Exercise brief: In the lines below, output everything from the first line through the line containing "const [mode, setMode]" exactly as it is. Pictures are not part of the output.

# START OF Data extract

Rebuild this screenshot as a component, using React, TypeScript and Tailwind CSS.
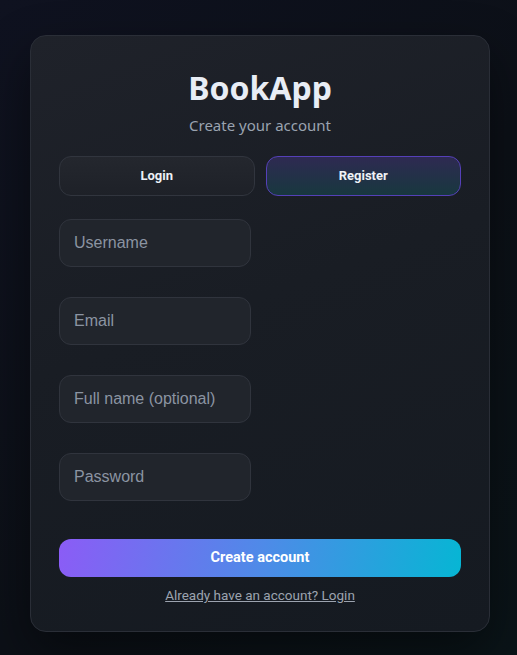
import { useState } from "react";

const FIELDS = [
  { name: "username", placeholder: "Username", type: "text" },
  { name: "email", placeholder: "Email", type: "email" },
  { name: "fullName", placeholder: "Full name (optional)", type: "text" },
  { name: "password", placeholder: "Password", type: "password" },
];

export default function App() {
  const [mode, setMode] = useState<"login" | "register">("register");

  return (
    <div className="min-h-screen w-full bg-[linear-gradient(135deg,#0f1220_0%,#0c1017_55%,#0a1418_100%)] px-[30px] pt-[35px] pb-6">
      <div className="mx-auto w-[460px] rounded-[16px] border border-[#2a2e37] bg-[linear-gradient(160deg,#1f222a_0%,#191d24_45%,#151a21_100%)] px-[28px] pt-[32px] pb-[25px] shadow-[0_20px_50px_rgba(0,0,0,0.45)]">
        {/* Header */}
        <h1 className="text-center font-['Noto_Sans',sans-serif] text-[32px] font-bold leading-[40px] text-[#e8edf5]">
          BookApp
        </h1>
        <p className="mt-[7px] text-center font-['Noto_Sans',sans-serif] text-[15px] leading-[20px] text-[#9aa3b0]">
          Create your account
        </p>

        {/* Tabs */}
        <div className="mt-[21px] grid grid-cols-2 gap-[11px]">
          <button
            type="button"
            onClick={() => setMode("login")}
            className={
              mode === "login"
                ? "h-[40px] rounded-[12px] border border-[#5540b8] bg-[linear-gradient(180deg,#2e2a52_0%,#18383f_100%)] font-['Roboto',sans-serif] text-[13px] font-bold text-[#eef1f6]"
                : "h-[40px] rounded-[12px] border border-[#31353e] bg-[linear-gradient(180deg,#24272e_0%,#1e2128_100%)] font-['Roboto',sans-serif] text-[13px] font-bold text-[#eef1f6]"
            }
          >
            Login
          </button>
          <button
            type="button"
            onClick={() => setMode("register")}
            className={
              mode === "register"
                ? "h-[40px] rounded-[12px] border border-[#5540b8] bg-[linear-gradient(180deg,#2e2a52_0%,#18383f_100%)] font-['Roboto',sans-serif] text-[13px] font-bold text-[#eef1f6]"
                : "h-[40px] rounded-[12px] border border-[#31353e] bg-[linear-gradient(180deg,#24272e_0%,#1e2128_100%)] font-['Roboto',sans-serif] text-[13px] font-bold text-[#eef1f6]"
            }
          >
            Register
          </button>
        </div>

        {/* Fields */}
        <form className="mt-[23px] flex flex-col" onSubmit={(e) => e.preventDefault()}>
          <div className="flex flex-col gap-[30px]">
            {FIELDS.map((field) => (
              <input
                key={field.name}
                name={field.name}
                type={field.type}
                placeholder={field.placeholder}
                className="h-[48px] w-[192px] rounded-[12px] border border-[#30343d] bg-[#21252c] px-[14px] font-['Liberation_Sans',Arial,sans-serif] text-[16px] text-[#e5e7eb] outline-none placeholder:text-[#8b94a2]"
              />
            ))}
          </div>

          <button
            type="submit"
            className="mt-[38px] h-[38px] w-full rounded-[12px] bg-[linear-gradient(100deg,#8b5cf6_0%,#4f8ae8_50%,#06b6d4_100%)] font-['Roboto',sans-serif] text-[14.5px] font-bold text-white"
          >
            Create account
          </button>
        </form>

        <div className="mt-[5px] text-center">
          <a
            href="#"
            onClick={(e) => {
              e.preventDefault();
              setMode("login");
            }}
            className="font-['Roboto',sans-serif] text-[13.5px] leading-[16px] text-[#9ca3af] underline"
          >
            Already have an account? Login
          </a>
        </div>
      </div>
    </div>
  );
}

# END OF Data extract

Exercise response:
Rebuild this screenshot as a component, using React, TypeScript and Tailwind CSS.
import { useState } from "react";

const FIELDS = [
  { name: "username", placeholder: "Username", type: "text" },
  { name: "email", placeholder: "Email", type: "email" },
  { name: "fullName", placeholder: "Full name (optional)", type: "text" },
  { name: "password", placeholder: "Password", type: "password" },
];

export default function App() {
  const [mode, setMode] = useState<"login" | "register">("register");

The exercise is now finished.